How beautifully does St. Bernard express himself on this subject when he says: "Let us learn to dart our hearts at God!" When a soul gives itself up wholly and unreservedly to God, it is as if it darted its own heart like a spear towards the Heart of God, who declares Himself to be, as it were, captivated and taken prisoner by the soul that has made over to Him the gift of itself in full. This is the employment of such souls in the prayers which they offer; "they dart their hearts at God"; they give themselves wholly up to God; and they are ever renewing that gift in these or similar expressions of love:

"My God and my All": my God, I wish for Thee, and for naught besides.

O Lord! I give myself wholly to Thee; and if I know not how to make the gift as perfect as I ought, do Thou take the management of it Thyself.

And what would I love, O my Jesus! if I love not Thee, who hast died for me?

Trahe me post Te. "Draw me after Thee"; my Savior, drag me out of the mire of my sins, and draw me after Thee.

Bind me, O Lord! and fetter me with the chains of Thy love, that I may never leave Thee more.

I wish to be all Thine own. It is for Thee to make me so. And what do I wish to have but Thee, my Love, my All?

Since Thou hast called me to Thy love, enable me to please Thee as Thou dost desire.

Thou hast inspired me with the desire of being wholly Thine; oh, make the work complete!

And what do I wish to have in this world but Thee, who art the Sovereign Good?

I give myself to Thee without reserve; oh, accept me, and give me the strength to be faithful to Thee until death!

I wish to love Thee greatly in this life, that I may love Thee greatly for all eternity.

Jesus, my true, my only Love,
I wish for nought but Thee:
Behold me all Thine own, my God;
Do what Thou wilt with me.

Whoever says this little canticle from the heart causes joy in Paradise.

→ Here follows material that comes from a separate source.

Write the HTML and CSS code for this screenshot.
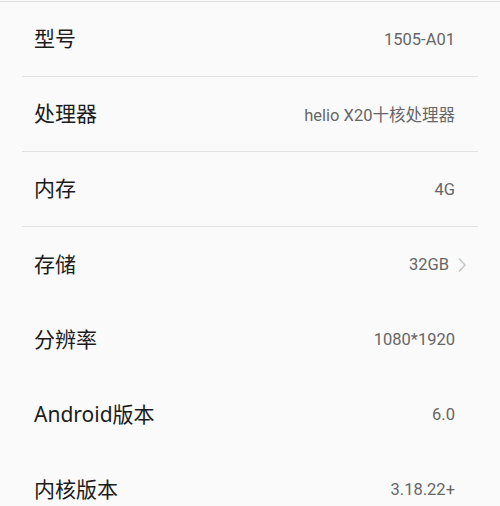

Blessed, in short, is that soul that can truly say, My Beloved to me, and I to Him (Cant. 2, 16). My God has given Himself wholly to me, and I have given myself wholly to Him; I am no longer my own; I belong entirely to my God. Oh, what a beautiful treasure is the treasure of Divine love! He who possesses it is happy indeed; let him take every care, and make use of all the means which are necessary to preserve and increase it; while he who does not yet possess it ought to employ every means in order to acquire it.